[Exercise inputs start]
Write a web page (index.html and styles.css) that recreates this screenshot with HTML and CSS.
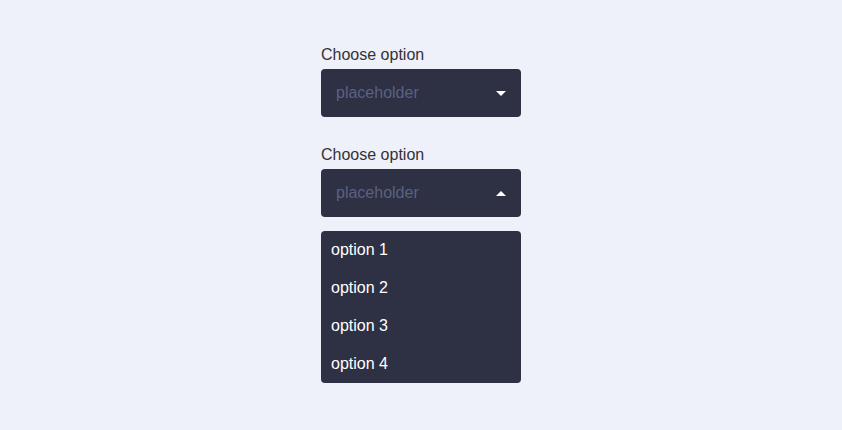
FILE: index.html
```html
<!DOCTYPE html>
<html>
<head>
<meta charset="utf-8">
<link rel="stylesheet" href="styles.css">
</head>
<body>
<div class="wrap">
  <div class="field">
    <div class="label">Choose option</div>
    <div class="select">
      <span class="placeholder">placeholder</span>
      <span class="arrow down"></span>
    </div>
  </div>
  <div class="field">
    <div class="label">Choose option</div>
    <div class="select">
      <span class="placeholder">placeholder</span>
      <span class="arrow up"></span>
    </div>
    <ul class="menu">
      <li>option 1</li>
      <li>option 2</li>
      <li>option 3</li>
      <li>option 4</li>
    </ul>
  </div>
</div>
</body>
</html>
```
FILE: styles.css
```css
html, body {
  margin: 0;
  padding: 0;
  background: #eef0fa;
  font-family: "Liberation Sans", Arial, sans-serif;
  font-size: 16px;
}
.wrap {
  width: 200px;
  margin: 0 auto;
  padding-top: 46px;
  display: flex;
  flex-direction: column;
  gap: 29px;
}
.label {
  color: #333333;
  line-height: 18px;
  margin-bottom: 5px;
}
.select {
  height: 48px;
  box-sizing: border-box;
  background: #2e3044;
  border-radius: 4px;
  display: flex;
  align-items: center;
  justify-content: space-between;
  padding: 0 15px;
}
.placeholder {
  color: #5c6182;
}
.arrow {
  width: 0;
  height: 0;
  border-left: 5px solid transparent;
  border-right: 5px solid transparent;
}
.arrow.down {
  border-top: 5px solid #ffffff;
}
.arrow.up {
  border-bottom: 5px solid #ffffff;
}
.menu {
  list-style: none;
  margin: 14px 0 0;
  padding: 0;
  background: #2e3044;
  border-radius: 4px;
}
.menu li {
  height: 38px;
  line-height: 38px;
  padding: 0 10px;
  color: #ffffff;
}
```
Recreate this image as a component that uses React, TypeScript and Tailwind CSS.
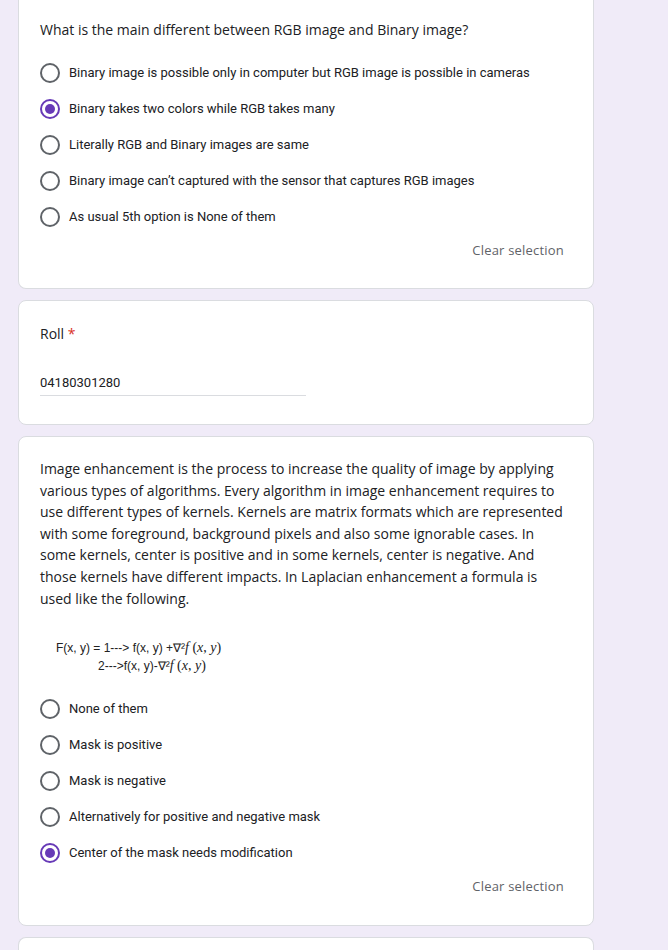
import React from 'react';

const Radio = ({ checked }: { checked?: boolean }) => (
  <span
    className={
      'flex h-[20px] w-[20px] shrink-0 items-center justify-center rounded-full border-2 ' +
      (checked ? 'border-[#673ab7]' : 'border-[#5f6368]')
    }
  >
    {checked && <span className="h-[10px] w-[10px] rounded-full bg-[#673ab7]"></span>}
  </span>
);

const Option = ({ label, checked }: { label: string; checked?: boolean }) => (
  <div className="flex h-[36px] items-center">
    <Radio checked={checked} />
    <span className="ml-[9px] text-[13px] text-[#202124]" style={{ fontFamily: 'Roboto, sans-serif' }}>
      {label}
    </span>
  </div>
);

const ClearSelection = () => (
  <div className="mt-[6px] flex h-[20px] items-center justify-end pr-[5px]">
    <span className="text-[13px] font-medium tracking-[0.2px] text-[#5f6368]">Clear selection</span>
  </div>
);

const MathF = () => (
  <span className="text-[14px]" style={{ fontFamily: '"Liberation Serif", serif' }}>
    <i>f</i>
    {' '}(<i>x</i>, <i>y</i>)
  </span>
);

const App = () => {
  const first = [
    'Binary image is possible only in computer but RGB image is possible in cameras',
    'Binary takes two colors while RGB takes many',
    'Literally RGB and Binary images are same',
    'Binary image can’t captured with the sensor that captures RGB images',
    'As usual 5th option is None of them',
  ];
  const second = [
    'None of them',
    'Mask is positive',
    'Mask is negative',
    'Alternatively for positive and negative mask',
    'Center of the mask needs modification',
  ];

  return (
    <div className="min-h-[950px] bg-[#f0ebf8] pl-[18px]" style={{ fontFamily: '"Open Sans", sans-serif' }}>
      <div className="flex w-[576px] flex-col gap-[11px]">
        {/* question 1 */}
        <div className="rounded-b-lg border border-t-0 border-[#dadce0] bg-white pb-[27px] pl-[21px] pr-[24px] pt-[20px]">
          <div className="h-[20px] text-[14px] leading-[20px] text-[#202124]">
            What is the main different between RGB image and Binary image?
          </div>
          <div className="mt-[15px]">
            {first.map((o, i) => (
              <Option key={i} label={o} checked={i === 1} />
            ))}
          </div>
          <ClearSelection />
        </div>

        {/* roll */}
        <div className="rounded-lg border border-[#dadce0] bg-white pb-[28px] pl-[21px] pr-[24px] pt-[23px]">
          <div className="h-[20px] text-[14px] leading-[20px] text-[#202124]">
            Roll <span className="text-[#d93025]">*</span>
          </div>
          <div className="mt-[29px] w-[266px] border-b border-[#dadce0] pb-[2px]">
            <div className="h-[20px] text-[13px] leading-[20px] text-[#202124]" style={{ fontFamily: 'Roboto, sans-serif' }}>
              04180301280
            </div>
          </div>
        </div>

        {/* question 3 */}
        <div className="rounded-lg border border-[#dadce0] bg-white pb-[28px] pl-[21px] pr-[24px] pt-[21px]">
          <div className="text-[14px] leading-[21.6px] text-[#202124]">
            Image enhancement is the process to increase the quality of image by applying various types of algorithms.
            Every algorithm in image enhancement requires to use different types of kernels. Kernels are matrix formats
            which are represented with some foreground, background pixels and also some ignorable cases. In some kernels,
            center is positive and in some kernels, center is negative. And those kernels have different impacts. In
            Laplacian enhancement a formula is used like the following.
          </div>
          <div className="mt-[30px] pl-[16px] text-[12px] leading-[18px] text-[#222]" style={{ fontFamily: '"Liberation Sans", sans-serif' }}>
            <div>
              F(x, y) = 1---&gt; f(x, y) +∇²<MathF />
            </div>
            <div className="pl-[42px]">
              2---&gt;f(x, y)-∇²<MathF />
            </div>
          </div>
          <div className="mt-[16px]">
            {second.map((o, i) => (
              <Option key={i} label={o} checked={i === 4} />
            ))}
          </div>
          <ClearSelection />
        </div>

        <div className="h-[40px] rounded-t-lg border border-b-0 border-[#dadce0] bg-white"></div>
      </div>
    </div>
  );
};

export default App;
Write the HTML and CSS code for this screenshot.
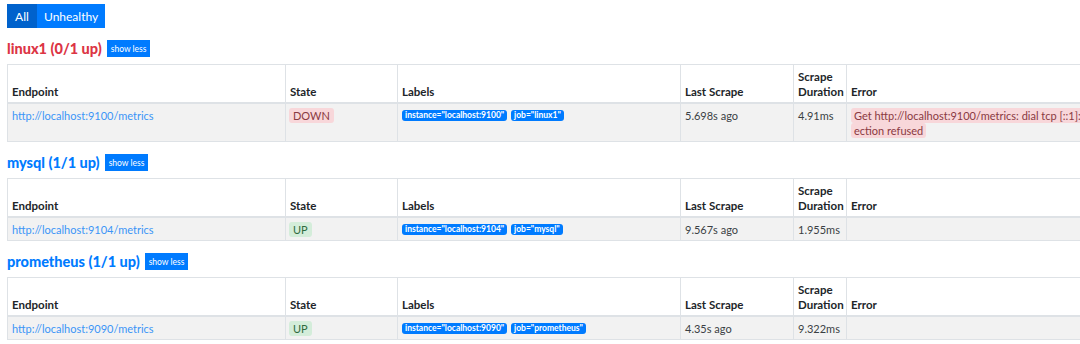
FILE: index.html
```html
<!DOCTYPE html>
<html lang="en">
  <head>
    <meta charset="UTF-8" />
    <title>Targets</title>
    <link rel="stylesheet" href="styles.css">
  </head>
  <body>
    <div class="container">
      <div class="btn-group">
        <button class="btn active">All</button>
        <button class="btn">Unhealthy</button>
      </div>

      <!-- linux1 -->
      <div class="job-head">
        <a class="job-name danger">linux1 (0/1 up)</a>
        <button class="btn-xs">show less</button>
      </div>
      <table class="targets">
        <thead>
          <tr>
            <th class="c-endpoint">Endpoint</th>
            <th class="c-state">State</th>
            <th class="c-labels">Labels</th>
            <th class="c-last">Last Scrape</th>
            <th class="c-dur">Scrape Duration</th>
            <th class="c-error">Error</th>
          </tr>
        </thead>
        <tbody>
          <tr>
            <td><a href="#">http://localhost:9100/metrics</a></td>
            <td><span class="badge down">DOWN</span></td>
            <td>
              <span class="label">instance="localhost:9100"</span>
              <span class="label">job="linux1"</span>
            </td>
            <td>5.698s ago</td>
            <td>4.91ms</td>
            <td><span class="err">Get http://localhost:9100/metrics: dial tcp [::1]:9100: connect: conn<br>ection refused</span></td>
          </tr>
        </tbody>
      </table>

      <!-- mysql -->
      <div class="job-head">
        <a class="job-name">mysql (1/1 up)</a>
        <button class="btn-xs">show less</button>
      </div>
      <table class="targets">
        <thead>
          <tr>
            <th class="c-endpoint">Endpoint</th>
            <th class="c-state">State</th>
            <th class="c-labels">Labels</th>
            <th class="c-last">Last Scrape</th>
            <th class="c-dur">Scrape Duration</th>
            <th class="c-error">Error</th>
          </tr>
        </thead>
        <tbody>
          <tr>
            <td><a href="#">http://localhost:9104/metrics</a></td>
            <td><span class="badge up">UP</span></td>
            <td>
              <span class="label">instance="localhost:9104"</span>
              <span class="label">job="mysql"</span>
            </td>
            <td>9.567s ago</td>
            <td>1.955ms</td>
            <td></td>
          </tr>
        </tbody>
      </table>

      <!-- prometheus -->
      <div class="job-head">
        <a class="job-name">prometheus (1/1 up)</a>
        <button class="btn-xs">show less</button>
      </div>
      <table class="targets">
        <thead>
          <tr>
            <th class="c-endpoint">Endpoint</th>
            <th class="c-state">State</th>
            <th class="c-labels">Labels</th>
            <th class="c-last">Last Scrape</th>
            <th class="c-dur">Scrape Duration</th>
            <th class="c-error">Error</th>
          </tr>
        </thead>
        <tbody>
          <tr>
            <td><a href="#">http://localhost:9090/metrics</a></td>
            <td><span class="badge up">UP</span></td>
            <td>
              <span class="label">instance="localhost:9090"</span>
              <span class="label">job="prometheus"</span>
            </td>
            <td>4.35s ago</td>
            <td>9.322ms</td>
            <td></td>
          </tr>
        </tbody>
      </table>
    </div>
  </body>
</html>
```

FILE: styles.css
```css
html,
body {
  overflow: hidden;
}

body {
  margin: 0;
  padding: 4px 0 0 7px;
  background-color: #fff;
  color: #212529;
  font-family: Lato, "Open Sans", sans-serif;
  font-size: 12px;
  line-height: 15px;
}

.container {
  width: 1400px;
}

.btn-group {
  display: flex;
}

.btn {
  height: 24px;
  padding: 0 7px;
  border: none;
  background-color: #007bff; /* bleu bootstrap */
  color: #fff;
  font-family: inherit;
  font-size: 12px;
}

.btn.active {
  background-color: #0062cc;
  width: 30px;
}

.job-head {
  display: flex;
  align-items: center;
  gap: 5px;
  margin: 12px 0 7px;
}

.job-name {
  color: #007bff;
  font-weight: 900;
  font-size: 14.5px;
}

.job-name.danger {
  color: #dc3545;
}

.btn-xs {
  height: 17px;
  padding: 0 4px;
  border: none;
  background-color: #007bff;
  color: #fff;
  font-family: inherit;
  font-size: 8.5px;
}

.targets {
  border-collapse: collapse;
  table-layout: fixed;
  width: 1300px;
  border: 1px solid #dee2e6;
}

.targets th,
.targets td {
  box-sizing: border-box;
  border: 1px solid #dee2e6;
  padding: 4px 4px 3px;
  text-align: left;
}

.targets th {
  vertical-align: bottom;
  border-bottom-width: 2px;
  font-size: 11.5px;
}

.targets td {
  vertical-align: top;
  background-color: #f2f2f2;
  font-size: 11px;
  color: #3a3f44;
}

.c-endpoint { width: 278px; }
.c-state { width: 112px; }
.c-labels { width: 283px; }
.c-last { width: 113px; }
.c-dur { width: 53px; }

.targets a {
  color: #3b95f7;
  text-decoration: none;
}

.badge {
  display: inline-block;
  padding: 0 4px;
  border-radius: 3px;
  line-height: 15px;
  margin-left: -1px;
}

.down {
  background-color: #f8d7da;
  color: #8a3a42;
}

.up {
  background-color: #d4edda;
  color: #2f6b3e;
}

.label {
  display: inline-block;
  padding: 0 3px;
  margin-right: 1px;
  border-radius: 3px;
  background-color: #007bff;
  color: #fff;
  font-size: 8.5px;
  font-weight: bold;
  line-height: 11px;
  vertical-align: 2px;
}

.err {
  background-color: #f8d7da;
  color: #8a3a42;
  padding: 1px 3px;
  border-radius: 3px;
  white-space: nowrap;
  -webkit-box-decoration-break: clone;
  box-decoration-break: clone;
}
```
[Exercise inputs end]
> _Problem description_: Which lines of the material contain the string "that"? List each of them.

> _Task response_:
Write a web page (index.html and styles.css) that recreates this screenshot with HTML and CSS.
Recreate this image as a component that uses React, TypeScript and Tailwind CSS.
    'Binary image can’t captured with the sensor that captures RGB images',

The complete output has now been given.